Sento dire in giro che il razzismo è una categoria di pensiero superata, ormai. E davanti ad un disastro ferroviario avvenuto in Puglia, c’è chi conta le Persone che ne sono state vittime, dicendo: “20 non sono molti, ma sono comunque 20 terroni in meno”.
Sento dire che il femminicidio è una delle tante trovate mediatiche, mentre le Donne che muoiono per mano di uomini sono tante. Realmente. E c’è chi litiga sui numeri, mentre di là, poco più in là, a morire sono delle Persone.
Sento dire che drammi come la pedofilia o lo sfruttamento di Bambini e Bambine, sono fenomeni lontani, che accadono laddove non esiste la Cultura della Cura: fatevi un giro nelle periferie dimenticate, nei quartieri, nei posti, qui in Italia, in cui anche l’incesto è praticato con normalità, come normalità.
Sento dire che vivo in un Paese libero, in cui Pensiero e Parola possono essere espressi, pronunciati, diffusi. Apprendo questo mentre una tesista viene condannata a due mesi di reclusione (con la condizionale) per aver scritto e discusso una tesi argomentando i NO TAV.
Sento dire che sono fortunata perché vivo in un Paese in cui chi di dovere ha a cuore la salute, il benessere dei cittadini e delle cittadine, e vedo padri e madri costretti e costrette a lavorare, anche in condizioni di salute non idonee. E di là, vedo gente annoiata e appisolata su comode poltrone.
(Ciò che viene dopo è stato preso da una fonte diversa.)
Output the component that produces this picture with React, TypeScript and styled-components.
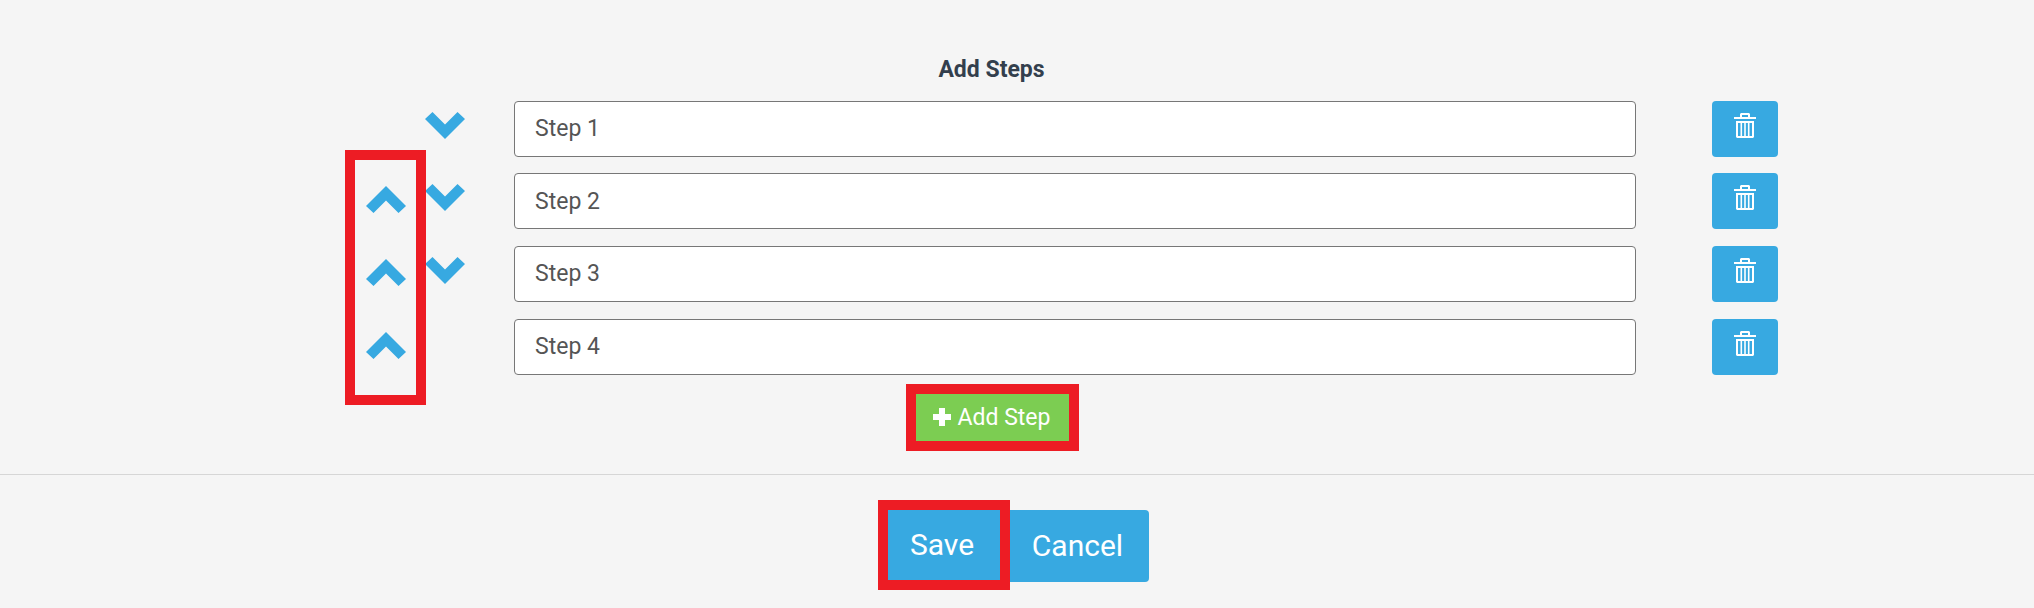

Sento dire che “Vengono qui e pretendono gli alloggi lussuosi”, e lo sento dire davanti alla bancarella dei pomodori raccolti da extracomunitari, in cambio di una bassissima ricompensa, per non parlare delle condizioni in cui il lavoro si svolge.
Sento dire che il “Genere femminile non osi lamentarsi”, mentre risuonano ancora le parole di un presidente del consiglio: “Dovremmo avere tanti soldati quante sono le belle ragazze in Italia”; leggo di “Donne sindache: ne saranno capaci?”; e so di gente che storce il naso quando un Papa conferisce alle donne ( o semplicemente lo pensa) ruoli che sono appartenuti sempre e solo agli uomini. E vengo a sapere del vergognoso, spaventoso, mortificante comportamento adottato in tribunale ai danni di una donna, vittima di uno stupro di gruppo: “Così indagano sui tuoi gusti sessuali, con chi sei stata prima, per quanto tempo. Sul fatto che sei femminista, che lotti per le battaglie lgbt o se hai partecipato a una manifestazione. Al processo, un avvocato ha tirato fuori una foto postata tre anni dopo la notte della violenza, su un social, in cui sorridevo ad un concerto, per dimostrare che non stavo poi così male”. E mi hanno insegnato che le parole non fanno meno male delle pietre.
E sento dire… E vedo fare…
E pretendiamo di correre nelle più lontane parti del pianeta per civilizzarne le popolazioni.
Ma dove andiamo? Cosa proclamiamo in giro per il mondo? Se in casa nostra esistono ancora gli schieramenti ideologici, le categorie mentali, con tutte le tristi, a volte tragiche conseguenze, che dividono il Nord dal Sud, gli uomini dalle donne, gli adulti dai bambini, i ricchi dai poveri, i nativi dagli immigrati.
Curiamo le nostre piaghe, prima di crederci e presentarci guaritori e guaritrici di quelle altrui.
Bisogna avere il coraggio di leggere la storia e l’attualità del proprio Paese, prima di predicare la buona novella altrove.
Non siamo migliori né più buoni né più colti di altri Popoli.
Sì, giusto: sento dire che le cose cambieranno. Ma lo sento dire da tanto tempo.